Our second guest is Rob Bathurst. He has over 18 years of experience in offensive cybersecurity and R&D. He is the co-founder and CTO of Epiphany Systems. He has led cybersecurity engagements with Fortune 100 companies and major US government agencies, including the DOD, DOE, DHS and DOJ, lots of acronyms. So welcome to the podcast, both of you.

[00:02:20] Malcolm Harkins: Thanks, Tom.

[00:02:21] Rob Bathurst: Thank you.

[00:02:22] Tom Garrison: All right. So today’s topic, we were going to talk about a whole host of things, but before we start, our company’s been working together and specifically around work that we’re doing focused around IoT–the Internet of Things. And I wonder if either or both of you, maybe we’ll start with Malcolm, can you describe some of that work that we’re doing and maybe even some of the “ah-ha’s” that we found out of this work?

[00:02:51] Malcolm Harkins: Yeah. I’ll start at a high level and then I’ll pass it to Rob. We started some engagements back a while ago focused on IoT, really in kind of building management systems and the capabilities they enable, but also the security issues that cross the boundaries between the Internet of Things and the traditional enterprise environments as well as other ones within organizations, including the manufacturing, operations technology capabilities.

[00:03:20]Rob Bathurst: In the building space it was really interesting because it was about, how do we help an industry change the way they view security? A lot of the technology they have in those buildings that we use every day and live in, they don’t really fundamentally understand from how it could be protected, how it could be attacked. So we grew the relationship from there to, as Malcolm pointed out, the bigger industry enterprise security market. How does IoT play into the normal corporate system as well as the internet at large?

[00:03:54]Tom Garrison: Well, I’m intrigued with the idea of what did people who had buildings and all their systems that go along with the buildings, what were some of the more common areas that were unknown or maybe underserved with regards to security?

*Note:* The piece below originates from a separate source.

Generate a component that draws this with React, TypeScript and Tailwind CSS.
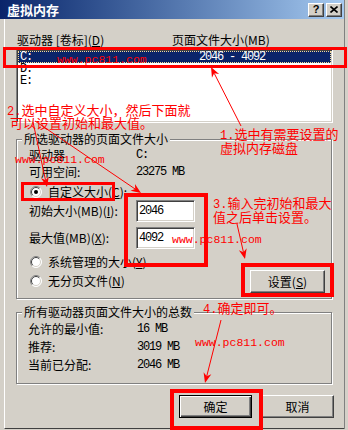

[00:04:14]Rob Bathurst: Yeah, so if you look at a building, most people just think of it as a shell with glass and doors and floors. And really when you look at it, it really is a connection of different systems in most modern buildings because of energy regulation and things they get for LEED certification, basically how efficient your building is. They put in automated control systems for their furnaces, their boilers, their air conditioning units, elevators, power systems, access control.

And so if you think in a brand new modern building–and even some of the older ones that have been retrofitted–it’s all connected and it’s all sitting on this network that is not really thought about the same way that you might inside a corporation. And so they usually just connect it together and make it work and hope for the best. And so a lot of the realization has come around to how do they secure it? What do they think about it? Is the building really being threatened by anybody? How could that building be impacted? And what would cause a potential event that would lead to an industry think they care about, which is like an occupancy harm, right? Could something happen to people inside that building? So that industry as a whole is really kind of coming around to that.

[00:05:36] Malcolm Harkins: Just think of the recent ransomware trend where organizations have been impacted and they’ve been held hostage. In some cases, it might be easier for an attacker to, in essence, attack and exploit the building and create that ransomware event rather than just all the PCs and the servers and that type of stuff. Because in a manufacturing environment, if I own the building, I own manufacturing. In a large-scale event, if I own the stadium, I own the event. So those type of things can have different consequences. 

But there’s this blend, as Rob was talking about, the facilities systems that manage those buildings, have by and large been built and managed separately from the traditional IT environment. So even the visibility from the traditional CIO and CSO is limited, let alone they might not have the requisite security capabilities in place to manage the risk.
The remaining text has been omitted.